Step 3: Budget-Aware Routing
Real-world systems must respect budget constraints.
The authors propose an Online Multi-Choice Knapsack Policy (ON-MCKP):
- Budget \(B\) over \(Q\) queries.
- Each LLM choice consumes cost (token usage) and yields an estimated reward.
- At each step, only LLMs under a dynamic cost threshold are eligible.
- Pick the eligible LLM with highest expected reward.
A binning strategy divides \(Q\) queries into bins with per-bin budgets. Unused budget spills over, enabling flexible allocation without overspending.
Experimental Setup and Results
Using Routerbench (64 tasks across reasoning, math, coding, conversation), they simulated online learning with:
- Learning Bucket — bandit routing updates occur here.
- Deployment Bucket — performance is evaluated here.
Figure 3: Across both single-task (MMLU) and multi-task (Routerbench) settings, PILOT (orange) outperforms baselines in deployment performance (i), learning efficiency (ii), and regret (iii).
Key highlight:
In multi-task routing, PILOT achieves 93% of GPT-4’s performance at only 25% of its cost.
Routing behavior:
- MMLU (complex reasoning): ~90% of queries to GPT-4.
- GSM8K (math): ~94% to Claude-v1—a cheaper, math-strong model.
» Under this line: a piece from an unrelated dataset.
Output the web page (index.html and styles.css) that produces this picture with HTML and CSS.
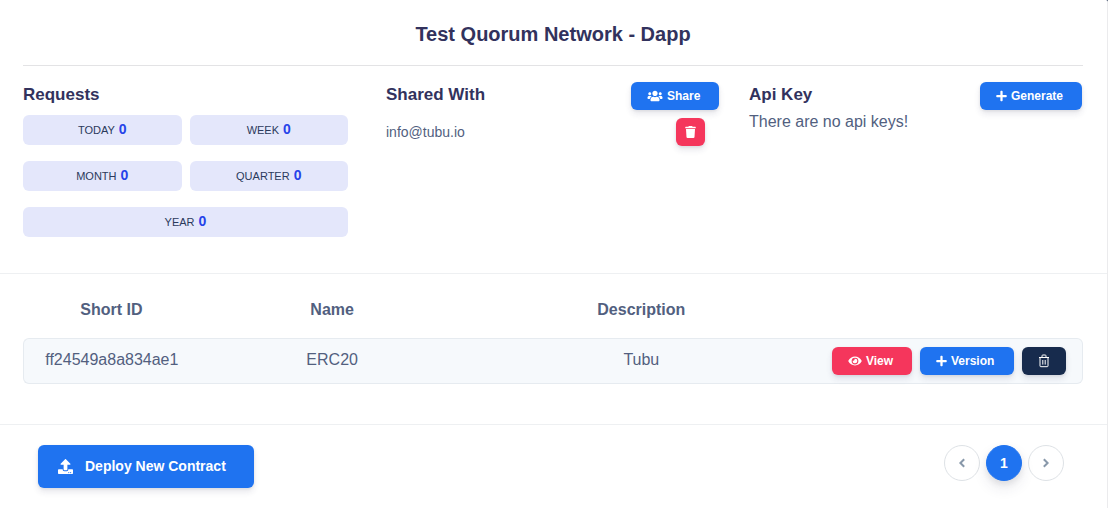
FILE: index.html
```html
<!DOCTYPE html>
<html lang="en">
<head>
<meta charset="utf-8">
<meta name="viewport" content="width=device-width, initial-scale=1">
<title>Test Quorum Network - Dapp</title>
<link rel="stylesheet" href="styles.css">
</head>
<body>
<svg class="sprite" aria-hidden="true">
  <symbol id="icon-plus" viewBox="0 0 448 512"><path d="M416 208H272V64c0-18-14-32-32-32h-32c-18 0-32 14-32 32v144H32c-18 0-32 14-32 32v32c0 18 14 32 32 32h144v144c0 18 14 32 32 32h32c18 0 32-14 32-32V304h144c18 0 32-14 32-32v-32c0-18-14-32-32-32z"/></symbol>
</svg>
<main class="card">
  <section class="summary">
    <h1 class="title">Test Quorum Network - Dapp</h1>
    <div class="columns">
      <section>
        <h2 class="heading">Requests</h2>
        <div class="stats">
          <div class="stat">TODAY <strong class="count">0</strong></div>
          <div class="stat">WEEK <strong class="count">0</strong></div>
          <div class="stat">MONTH <strong class="count">0</strong></div>
          <div class="stat">QUARTER <strong class="count">0</strong></div>
          <div class="stat stat-wide">YEAR <strong class="count">0</strong></div>
        </div>
      </section>
      <section>
        <div class="column-head">
          <h2 class="heading">Shared With</h2>
          <button class="btn btn-labelled btn-share" type="button">
            <svg class="icon icon-users" viewBox="0 0 640 512" aria-hidden="true"><path d="M96 224c35 0 64-29 64-64s-29-64-64-64-64 29-64 64 29 64 64 64zm448 0c35 0 64-29 64-64s-29-64-64-64-64 29-64 64 29 64 64 64zm32 32h-64c-18 0-34 7-45 18 40 22 69 62 75 110h66c18 0 32-14 32-32v-32c0-35-29-64-64-64zm-256 0c62 0 112-50 112-112S382 32 320 32 208 82 208 144s50 112 112 112zm77 32h-8c-21 10-44 16-69 16s-48-6-69-16h-8c-64 0-115 51-115 115v29c0 26 21 48 48 48h288c27 0 48-22 48-48v-29c0-64-51-115-115-115zm-224-14c-11-11-27-18-45-18H64c-35 0-64 29-64 64v32c0 18 14 32 32 32h66c6-48 35-88 75-110z"/></svg>
            <span>Share</span>
          </button>
        </div>
        <div class="shared-row">
          <span class="email">info@tubu.io</span>
          <button class="btn btn-danger btn-remove" type="button" aria-label="Remove info@tubu.io">
            <svg class="icon" viewBox="0 0 448 512" aria-hidden="true"><path d="M432 32H312l-9-19A24 24 0 0 0 281 0H167c-10 0-18 5-22 13l-9 19H16A16 16 0 0 0 0 48v32a16 16 0 0 0 16 16h416a16 16 0 0 0 16-16V48a16 16 0 0 0-16-16zM53 467a48 48 0 0 0 48 45h246a48 48 0 0 0 48-45l21-339H32z"/></svg>
          </button>
        </div>
      </section>
      <section>
        <div class="column-head">
          <h2 class="heading">Api Key</h2>
          <button class="btn btn-labelled btn-generate" type="button">
            <svg class="icon" aria-hidden="true"><use href="#icon-plus"/></svg>
            <span>Generate</span>
          </button>
        </div>
        <p class="empty">There are no api keys!</p>
      </section>
    </div>
  </section>

  <section class="contracts">
    <table class="table">
      <thead>
        <tr>
          <th class="col-id" scope="col">Short ID</th>
          <th class="col-name" scope="col">Name</th>
          <th class="col-description" scope="col">Description</th>
          <td class="col-actions"></td>
        </tr>
      </thead>
      <tbody>
        <tr>
          <td>ff24549a8a834ae1</td>
          <td>ERC20</td>
          <td>Tubu</td>
          <td class="cell-actions">
            <div class="actions">
              <button class="btn btn-labelled btn-danger btn-view" type="button">
                <svg class="icon icon-eye" viewBox="0 0 576 512" aria-hidden="true"><path fill-rule="evenodd" d="M572 241C518 136 411 64 288 64S58 136 4 241a32 32 0 0 0 0 30c54 105 161 177 284 177s230-72 284-177a32 32 0 0 0 0-30zM288 400a144 144 0 1 1 0-288 144 144 0 0 1 0 288zm0-240a95 95 0 0 0-25 4 48 48 0 0 1-67 67 96 96 0 1 0 92-71z"/></svg>
                <span>View</span>
              </button>
              <button class="btn btn-labelled btn-version" type="button">
                <svg class="icon" aria-hidden="true"><use href="#icon-plus"/></svg>
                <span>Version</span>
              </button>
              <button class="btn btn-dark btn-delete" type="button" aria-label="Delete contract">
                <svg class="icon icon-trash" viewBox="0 0 12 14" aria-hidden="true"><path d="M1 3.5h10M2 4v7.9q0 .8.8.8h6.4q.8 0 .8-.8V4M4 3V1.8Q4 1 4.8 1h2.4q.8 0 .8.8V3M4.8 6v4.6M7.2 6v4.6"/></svg>
              </button>
            </div>
          </td>
        </tr>
      </tbody>
    </table>
  </section>

  <footer class="footer">
    <button class="btn btn-deploy" type="button">
      <svg class="icon icon-upload" viewBox="0 0 512 512" aria-hidden="true"><path fill-rule="evenodd" d="M296 384h-80c-13 0-24-11-24-24V192h-88c-18 0-27-21-14-34L242 6c8-8 20-8 28 0l152 152c13 13 4 34-14 34h-88v168c0 13-11 24-24 24zm216-8v112c0 13-11 24-24 24H24c-13 0-24-11-24-24V376c0-13 11-24 24-24h136v8c0 31 25 56 56 56h80c31 0 56-25 56-56v-8h136c13 0 24 11 24 24zm-124 88a20 20 0 1 0-40 0 20 20 0 0 0 40 0zm64 0a20 20 0 1 0-40 0 20 20 0 0 0 40 0z"/></svg>
      <span>Deploy New Contract</span>
    </button>
    <nav class="pager" aria-label="Contract pages">
      <a class="page" href="#" aria-label="Previous"><svg class="chevron" viewBox="0 0 8 10" aria-hidden="true"><path d="M6.2 1.2 2.4 5l3.8 3.8"/></svg></a>
      <a class="page page-current" href="#" aria-current="page">1</a>
      <a class="page" href="#" aria-label="Next"><svg class="chevron" viewBox="0 0 8 10" aria-hidden="true"><path d="M1.8 1.2 5.6 5 1.8 8.8"/></svg></a>
    </nav>
  </footer>
</main>
</body>
</html>
```
FILE: styles.css
```css
* {
  box-sizing: border-box;
}

body {
  margin: 0;
  background: #172b4d;
  color: #525f7f;
  font-family: "Liberation Sans", Arial, sans-serif;
  font-size: 16px;
  line-height: 24px;
}

.sprite {
  position: absolute;
  width: 0;
  height: 0;
}

.card {
  min-height: 100vh;
  background: #fff;
  border-right: 1px solid #ebebed;
  border-top-right-radius: 2px;
}

.summary {
  padding: 20px 24px 36px 23px;
  border-bottom: 1px solid #eef0f2;
}

.title {
  margin: 0;
  padding-bottom: 17px;
  border-bottom: 1px solid #e3e3e5;
  color: #32325d;
  font-size: 20px;
  line-height: 28px;
  text-align: center;
}

.columns {
  display: grid;
  grid-template-columns: repeat(3, 1fr);
  gap: 30px;
  padding: 16px 1px 0 0;
}

.column-head {
  display: flex;
  justify-content: space-between;
  align-items: flex-start;
}

.heading {
  margin: 0;
  color: #32325d;
  font-size: 17px;
  line-height: 25px;
}

.stats {
  display: grid;
  grid-template-columns: 1fr 1fr;
  gap: 16px 8px;
  margin: 8px 8px 0 0;
}

.stat {
  display: flex;
  align-items: baseline;
  justify-content: center;
  gap: 4px;
  padding: 5px 0;
  border-radius: 6px;
  background: #e4e7fb;
  color: #2b3a5c;
  font-size: 11px;
  line-height: 20px;
}

.stat-wide {
  grid-column: 1 / -1;
}

.count {
  color: #2643e9;
  font-size: 14px;
  line-height: 18px;
}

.btn {
  display: inline-flex;
  align-items: center;
  justify-content: center;
  gap: 4px;
  height: 28px;
  padding: 0;
  border: 0;
  border-radius: 6px;
  background: #1f73f0;
  box-shadow: 0 4px 6px rgba(50, 50, 93, .11), 0 1px 3px rgba(0, 0, 0, .08);
  color: #fff;
  font: bold 12px/18px "Liberation Sans", Arial, sans-serif;
  cursor: pointer;
}

.btn-labelled {
  justify-content: flex-start;
  padding: 0 16px;
}

.btn-danger {
  background: #f5365c;
}

.btn-dark {
  background: #172b4d;
}

.btn-share {
  width: 88px;
}

.btn-generate {
  width: 102px;
}

.btn-remove {
  width: 29px;
}

.btn-view {
  width: 80px;
}

.btn-version {
  width: 94px;
}

.btn-delete {
  width: 44px;
}

.icon {
  flex: none;
  width: 11px;
  height: 12px;
  fill: currentColor;
}

.icon-users {
  width: 16px;
}

.icon-eye {
  width: 14px;
}

.icon-trash {
  width: 12px;
  height: 14px;
  fill: none;
  stroke: currentColor;
}

.shared-row {
  display: flex;
  align-items: center;
  justify-content: space-between;
  padding: 8px 14px 0 0;
}

.email {
  font-size: 14px;
}

.empty {
  margin: 0;
}

.contracts {
  padding: 24px 24px 40px 23px;
  border-bottom: 1px solid #eef0f2;
}

.table {
  width: 100%;
  table-layout: fixed;
  border-collapse: separate;
  border-spacing: 0;
  text-align: center;
}

.table th,
.table td {
  padding: 0;
  vertical-align: top;
}

.table thead th {
  padding-bottom: 16px;
}

.col-id {
  width: calc(100% / 6);
}

.col-name,
.col-actions {
  width: 25%;
}

.col-description {
  width: calc(100% / 3);
}

.table tbody td {
  padding: 9px 0;
  border: solid #e6ebf0;
  border-width: 1px 0;
  background: #f6f9fc;
}

.table tbody td:first-child {
  border-left-width: 1px;
  border-radius: 6px 0 0 6px;
}

.table tbody .cell-actions {
  padding: 8px 16px 8px 0;
  border-right-width: 1px;
  border-radius: 0 6px 6px 0;
}

.actions {
  display: flex;
  justify-content: flex-end;
  gap: 8px;
}

.footer {
  display: flex;
  align-items: flex-start;
  justify-content: space-between;
  padding: 20px 43px 20px 38px;
}

.btn-deploy {
  justify-content: flex-start;
  gap: 12px;
  width: 216px;
  height: 43px;
  padding: 0 20px;
  font-size: 14px;
  line-height: 21px;
}

.icon-upload {
  width: 15px;
  height: 15px;
}

.pager {
  display: flex;
  gap: 6px;
}

.page {
  display: flex;
  align-items: center;
  justify-content: center;
  width: 36px;
  height: 36px;
  border: 1px solid #dee2e6;
  border-radius: 50%;
  color: #8898aa;
  font-size: 14px;
  text-decoration: none;
}

.page-current {
  border-color: #1f73f0;
  background: #1f73f0;
  box-shadow: 0 7px 14px rgba(50, 50, 93, .1), 0 3px 6px rgba(0, 0, 0, .08);
  color: #fff;
  font-weight: bold;
}

.chevron {
  width: 8px;
  height: 10px;
  fill: none;
  stroke: currentColor;
  stroke-width: 2;
}
```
- MBPP (coding): Balanced between GPT-4 and Claude.
Analysis and Ablations
Cost Policy Effectiveness
Compared to fixed-budget policies and even hindsight-optimized offline policies, PILOT’s online policy is competitive or superior.
Figure 4: PILOT’s policy (green) matches or exceeds simpler baselines in performance and arm ranking quality.
Table 2: Positive differences show PILOT outperforming an offline policy with perfect hindsight.
Routing Speed
PILOT adds negligible latency—10–38× faster selection than GPT-4’s inference time.
Table 3: Routing overhead is minimal compared to inference.
Embedding Sensitivity
Swapping OpenAI embeddings for Instructor-XL keeps performance strong.
Figure 5: PILOT remains superior and robust to embedding model changes.
Conclusion
Adaptive LLM Routing under Budget Constraints offers a practical, adaptive, cost-aware routing framework for LLM deployment:
- Data-efficient — learns from single-response feedback.
- Adaptive — continually refines choices for evolving query distributions.
- Cost-effective — near-SOTA performance at a fraction of the cost.
- Fast, robust — minimal latency, embedder-agnostic.
PILOT sets a strong blueprint for intelligent, budget-conscious LLM applications.
Future Directions
- Integrating budget constraints directly into online learning (rather than separating cost policy).
- Extending routing to multi-turn conversational contexts.
For practitioners deploying LLMs in budget-sensitive environments, PILOT is a step toward systems that are smart enough to spend wisely and adapt quickly—without sacrificing quality.